Berbagai upaya dan agenda nasional maupun internasional telah ditempuh untuk menyelesaikan masalah tersebut yang dimasukkan ke dalam agenda genderisasi mereka. Pada tahun 1963, Gerakan Global Emansipasi masuk dalam agenda PBB. Tahun 1967, terbentuk Commission on The Status of the Women, yang mulai memperhatikan secara khusus status dan isu-isu perempuan. Selanjutnya PBB menggelar konferensi yang pertama tentang perempuan tahun 1975 yang berlangsung di Mexico City. Tahun ini dicanangkan sebagai Tahun Internasional Perempuan. Isu perempuan pun mulai menapaki panggung perhatian dunia. Pada tahun ini peran perempuan ditekankan pada Women In Development (WID). Titik beratnya adalah bagaimana mengintegrasikan perempuan dalam berbagai bidang pembangunan yang berfokus pada produktivitas kerja perempuan. Ketika program WID dipandang gagal memperbaiki perempuan, digulirkanlah Women And Development (WAD) yang dicetuskan oleh kaum feminis-marxis. Pada tahun 1979 dihasilkan Konvensi tentang Penghapusan Segala Bentuk Diskriminasi terhadap Perempuan (Convention on the Elimination of All Forms of Discrimination against Women/CEDAW). Konferensi PBB tentang perempuan ke II 1980 di Kopenhagen menguatkan isi konvensi ini.

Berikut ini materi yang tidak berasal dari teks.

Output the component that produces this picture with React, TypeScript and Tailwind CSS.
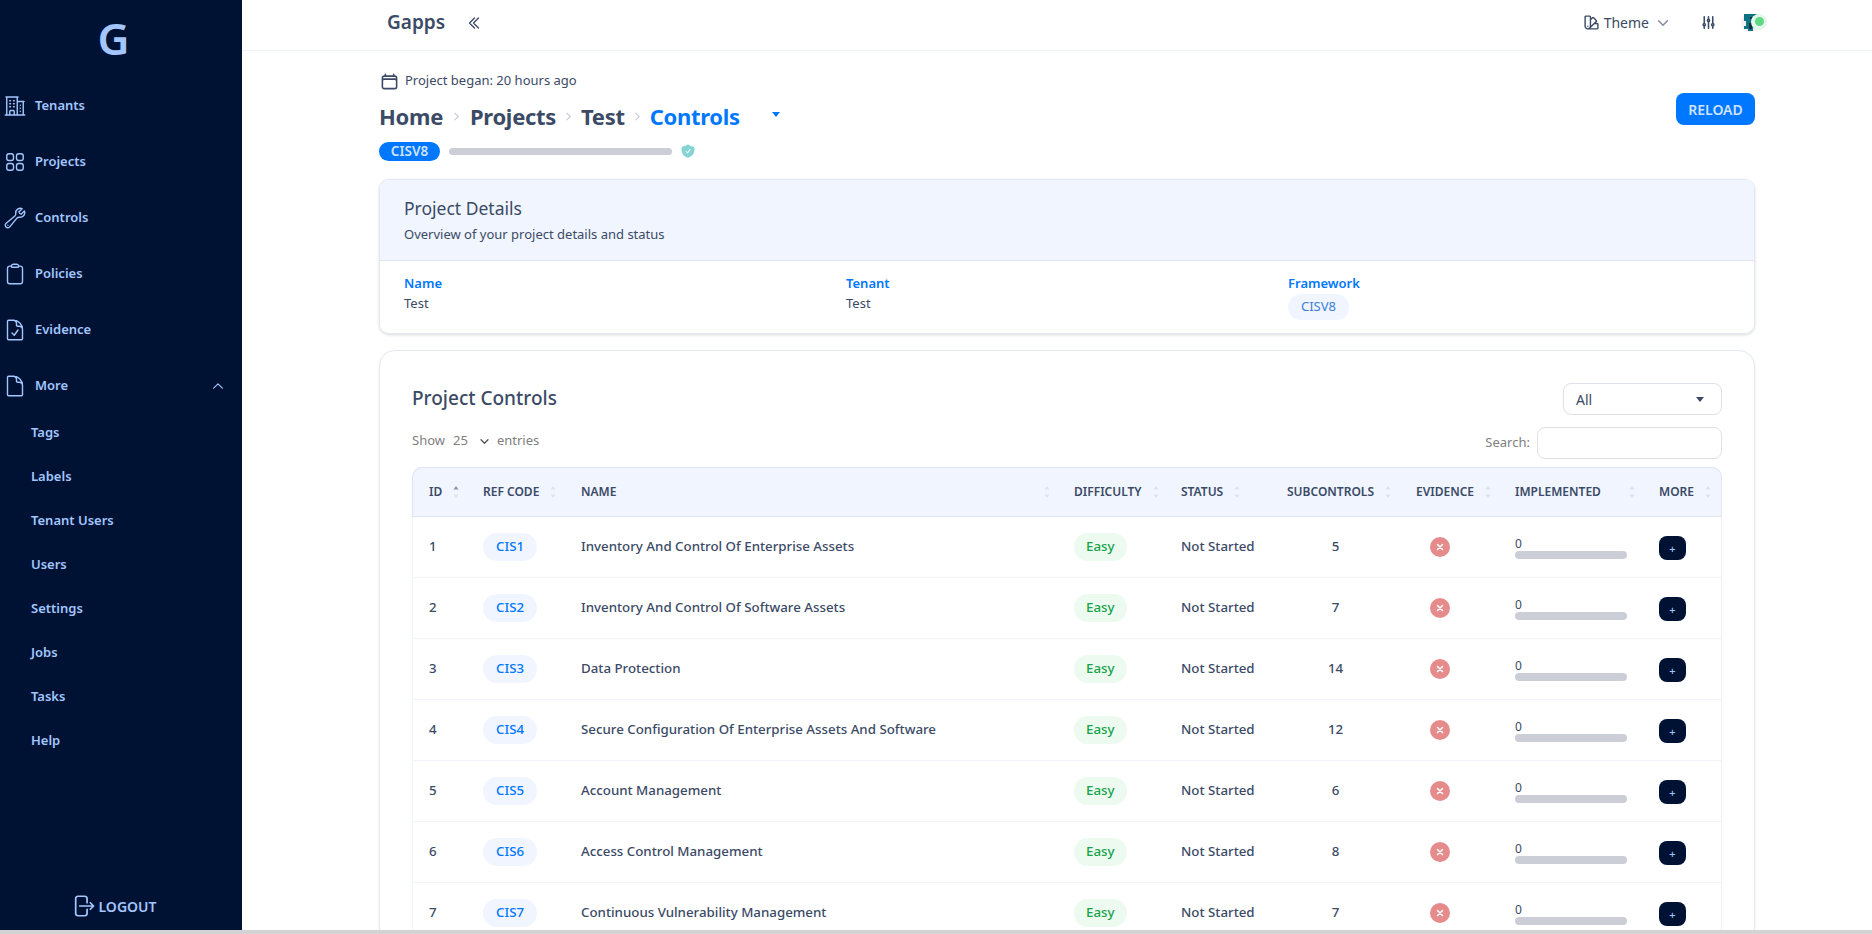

Di Indonesia, CEDAW diratifikasi dalam UU No.7/ 1984, maka lahirlah perubahan dan undang-undang baru yang lebih memihak perempuan seperti UU No 23 th 2002 Perlindungan Anak, UU No 12 th 2006 Kewarganegaraan dan UU No 23 th 2004 PKDRT. Sejak diratifikasinya Konvensi CEDAW, sudah banyak peraturan perundang-undangan yang mengintegrasikan prinsip-prinsip persamaan, keadilan dan kesetaraan bagi perempuan dan laki-laki dalam sistem hukum. Misalnya UU No. 39/1999 tentang HAM, UU No. 12/2003 tentang Pemilu, UU No. 20/2003 tentang Sistem Pendidikan Nasional, dan UU No. 13/2003 tentang Ketenagakerjaan. Selain itu, sudah dikeluarkan pula Inpres No. 9 tahun 2000 yang menginstruksikan para eksekutif di pusat dan daerah, TNI, dan Kejaksaan Agung untuk melaksanakan pengarusutamaan gender di masing-masing instansi.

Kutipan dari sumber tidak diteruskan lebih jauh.